____ STORED DATA
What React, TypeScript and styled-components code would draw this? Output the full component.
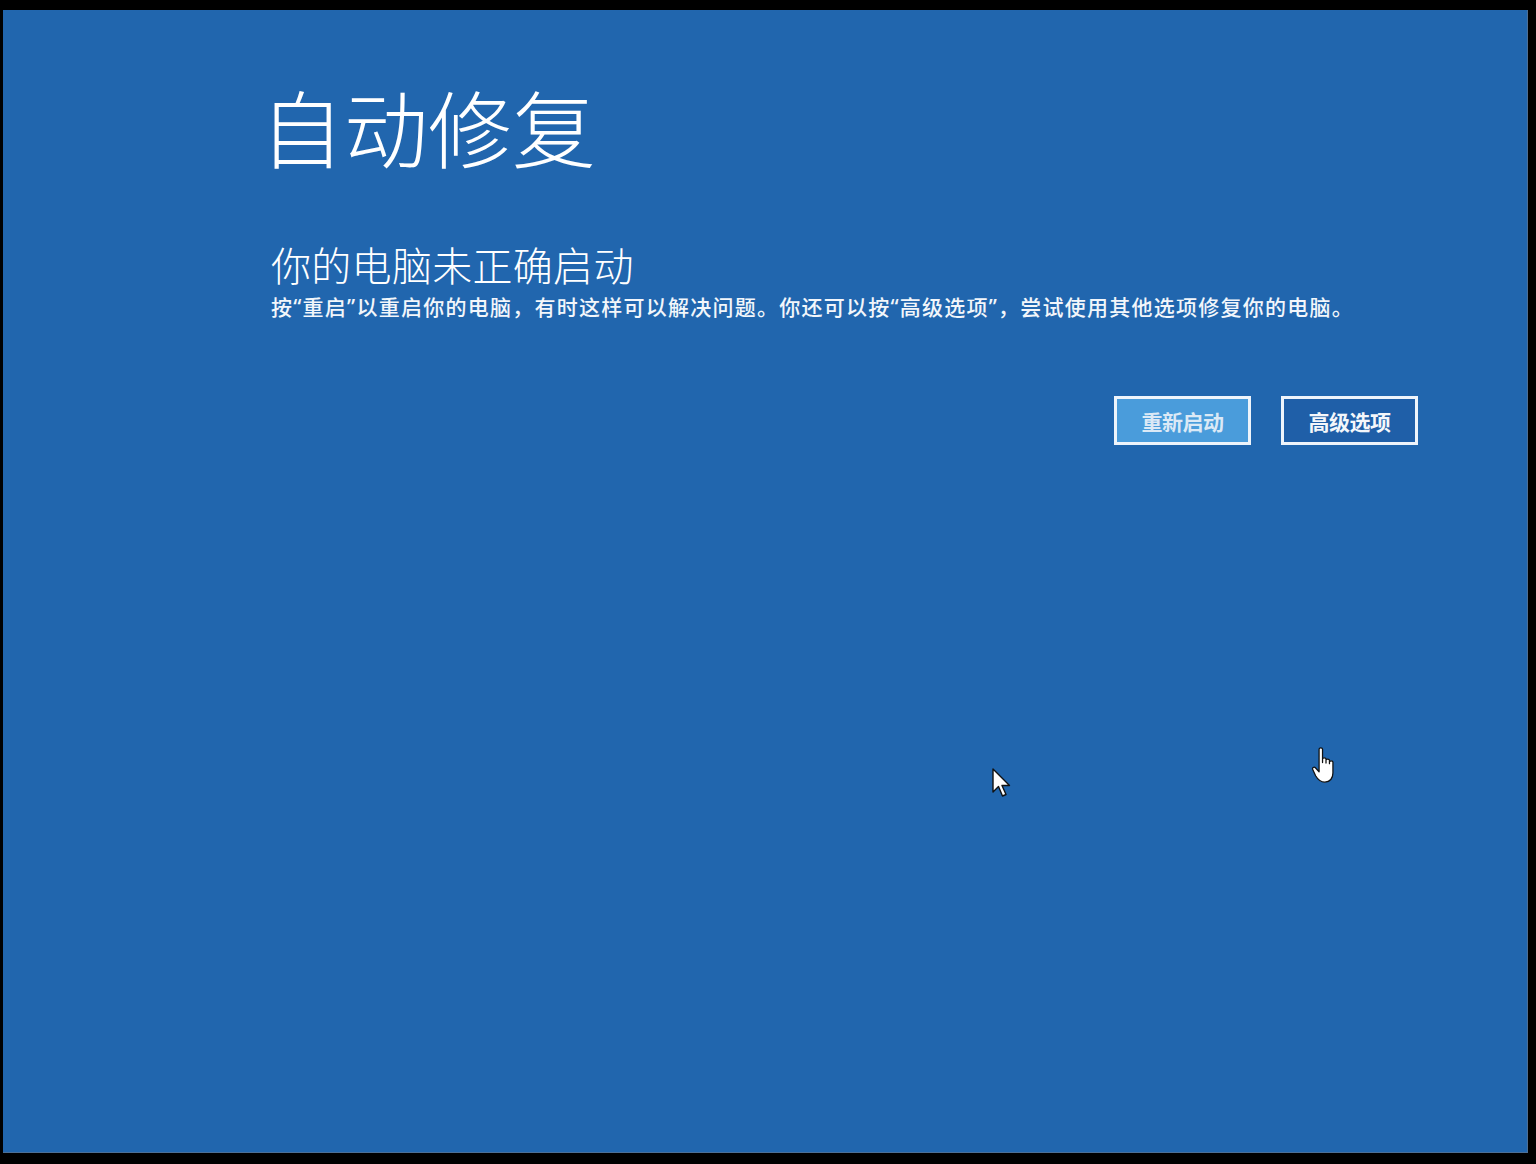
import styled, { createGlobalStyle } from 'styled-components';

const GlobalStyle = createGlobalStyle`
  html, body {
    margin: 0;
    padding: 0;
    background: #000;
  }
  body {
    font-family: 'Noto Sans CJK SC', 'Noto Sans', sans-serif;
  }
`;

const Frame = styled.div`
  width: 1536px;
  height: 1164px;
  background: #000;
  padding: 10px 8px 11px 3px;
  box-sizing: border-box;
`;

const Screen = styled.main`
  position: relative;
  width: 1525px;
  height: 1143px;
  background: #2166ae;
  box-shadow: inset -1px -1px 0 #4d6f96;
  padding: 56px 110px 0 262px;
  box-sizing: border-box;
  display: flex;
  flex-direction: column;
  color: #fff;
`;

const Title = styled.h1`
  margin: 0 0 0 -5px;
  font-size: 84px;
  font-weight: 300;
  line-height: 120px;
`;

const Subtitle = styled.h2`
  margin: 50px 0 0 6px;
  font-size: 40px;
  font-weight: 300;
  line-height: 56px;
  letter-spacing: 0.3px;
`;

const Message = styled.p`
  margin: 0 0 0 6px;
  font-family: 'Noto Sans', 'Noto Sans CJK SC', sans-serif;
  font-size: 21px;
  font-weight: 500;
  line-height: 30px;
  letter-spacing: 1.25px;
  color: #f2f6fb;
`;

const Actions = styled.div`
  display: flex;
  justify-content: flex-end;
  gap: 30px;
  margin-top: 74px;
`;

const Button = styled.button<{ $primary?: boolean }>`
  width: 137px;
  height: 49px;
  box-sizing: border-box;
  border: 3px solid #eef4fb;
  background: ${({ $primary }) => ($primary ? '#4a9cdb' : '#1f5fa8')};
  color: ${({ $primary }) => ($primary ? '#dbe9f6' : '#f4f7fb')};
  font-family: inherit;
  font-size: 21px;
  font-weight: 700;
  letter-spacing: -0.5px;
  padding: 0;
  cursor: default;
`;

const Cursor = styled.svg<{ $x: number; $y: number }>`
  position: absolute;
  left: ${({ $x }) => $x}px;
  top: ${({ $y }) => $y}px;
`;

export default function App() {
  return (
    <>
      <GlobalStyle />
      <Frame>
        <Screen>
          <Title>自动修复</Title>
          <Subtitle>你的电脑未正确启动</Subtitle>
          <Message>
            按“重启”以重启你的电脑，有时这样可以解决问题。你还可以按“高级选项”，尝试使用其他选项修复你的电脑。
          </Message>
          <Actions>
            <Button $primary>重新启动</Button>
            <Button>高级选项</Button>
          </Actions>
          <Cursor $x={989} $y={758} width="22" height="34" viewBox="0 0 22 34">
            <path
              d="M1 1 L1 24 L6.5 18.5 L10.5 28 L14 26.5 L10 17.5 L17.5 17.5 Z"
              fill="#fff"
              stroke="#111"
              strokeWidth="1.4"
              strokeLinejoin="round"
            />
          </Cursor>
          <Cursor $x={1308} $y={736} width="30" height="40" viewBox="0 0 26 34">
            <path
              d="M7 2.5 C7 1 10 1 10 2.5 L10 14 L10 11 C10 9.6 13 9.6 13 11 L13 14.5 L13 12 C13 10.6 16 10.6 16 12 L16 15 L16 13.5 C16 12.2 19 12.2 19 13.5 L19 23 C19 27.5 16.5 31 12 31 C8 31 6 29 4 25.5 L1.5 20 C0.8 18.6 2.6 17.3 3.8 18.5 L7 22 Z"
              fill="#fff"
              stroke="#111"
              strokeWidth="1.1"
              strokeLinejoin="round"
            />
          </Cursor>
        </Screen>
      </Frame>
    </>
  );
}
________
Return the material word for word. Pictures are not part of the copy.

What React, TypeScript and styled-components code would draw this? Output the full component.
import styled, { createGlobalStyle } from 'styled-components';

const GlobalStyle = createGlobalStyle`
  html, body {
    margin: 0;
    padding: 0;
    background: #000;
  }
  body {
    font-family: 'Noto Sans CJK SC', 'Noto Sans', sans-serif;
  }
`;

const Frame = styled.div`
  width: 1536px;
  height: 1164px;
  background: #000;
  padding: 10px 8px 11px 3px;
  box-sizing: border-box;
`;

const Screen = styled.main`
  position: relative;
  width: 1525px;
  height: 1143px;
  background: #2166ae;
  box-shadow: inset -1px -1px 0 #4d6f96;
  padding: 56px 110px 0 262px;
  box-sizing: border-box;
  display: flex;
  flex-direction: column;
  color: #fff;
`;

const Title = styled.h1`
  margin: 0 0 0 -5px;
  font-size: 84px;
  font-weight: 300;
  line-height: 120px;
`;

const Subtitle = styled.h2`
  margin: 50px 0 0 6px;
  font-size: 40px;
  font-weight: 300;
  line-height: 56px;
  letter-spacing: 0.3px;
`;

const Message = styled.p`
  margin: 0 0 0 6px;
  font-family: 'Noto Sans', 'Noto Sans CJK SC', sans-serif;
  font-size: 21px;
  font-weight: 500;
  line-height: 30px;
  letter-spacing: 1.25px;
  color: #f2f6fb;
`;

const Actions = styled.div`
  display: flex;
  justify-content: flex-end;
  gap: 30px;
  margin-top: 74px;
`;

const Button = styled.button<{ $primary?: boolean }>`
  width: 137px;
  height: 49px;
  box-sizing: border-box;
  border: 3px solid #eef4fb;
  background: ${({ $primary }) => ($primary ? '#4a9cdb' : '#1f5fa8')};
  color: ${({ $primary }) => ($primary ? '#dbe9f6' : '#f4f7fb')};
  font-family: inherit;
  font-size: 21px;
  font-weight: 700;
  letter-spacing: -0.5px;
  padding: 0;
  cursor: default;
`;

const Cursor = styled.svg<{ $x: number; $y: number }>`
  position: absolute;
  left: ${({ $x }) => $x}px;
  top: ${({ $y }) => $y}px;
`;

export default function App() {
  return (
    <>
      <GlobalStyle />
      <Frame>
        <Screen>
          <Title>自动修复</Title>
          <Subtitle>你的电脑未正确启动</Subtitle>
          <Message>
            按“重启”以重启你的电脑，有时这样可以解决问题。你还可以按“高级选项”，尝试使用其他选项修复你的电脑。
          </Message>
          <Actions>
            <Button $primary>重新启动</Button>
            <Button>高级选项</Button>
          </Actions>
          <Cursor $x={989} $y={758} width="22" height="34" viewBox="0 0 22 34">
            <path
              d="M1 1 L1 24 L6.5 18.5 L10.5 28 L14 26.5 L10 17.5 L17.5 17.5 Z"
              fill="#fff"
              stroke="#111"
              strokeWidth="1.4"
              strokeLinejoin="round"
            />
          </Cursor>
          <Cursor $x={1308} $y={736} width="30" height="40" viewBox="0 0 26 34">
            <path
              d="M7 2.5 C7 1 10 1 10 2.5 L10 14 L10 11 C10 9.6 13 9.6 13 11 L13 14.5 L13 12 C13 10.6 16 10.6 16 12 L16 15 L16 13.5 C16 12.2 19 12.2 19 13.5 L19 23 C19 27.5 16.5 31 12 31 C8 31 6 29 4 25.5 L1.5 20 C0.8 18.6 2.6 17.3 3.8 18.5 L7 22 Z"
              fill="#fff"
              stroke="#111"
              strokeWidth="1.1"
              strokeLinejoin="round"
            />
          </Cursor>
        </Screen>
      </Frame>
    </>
  );
}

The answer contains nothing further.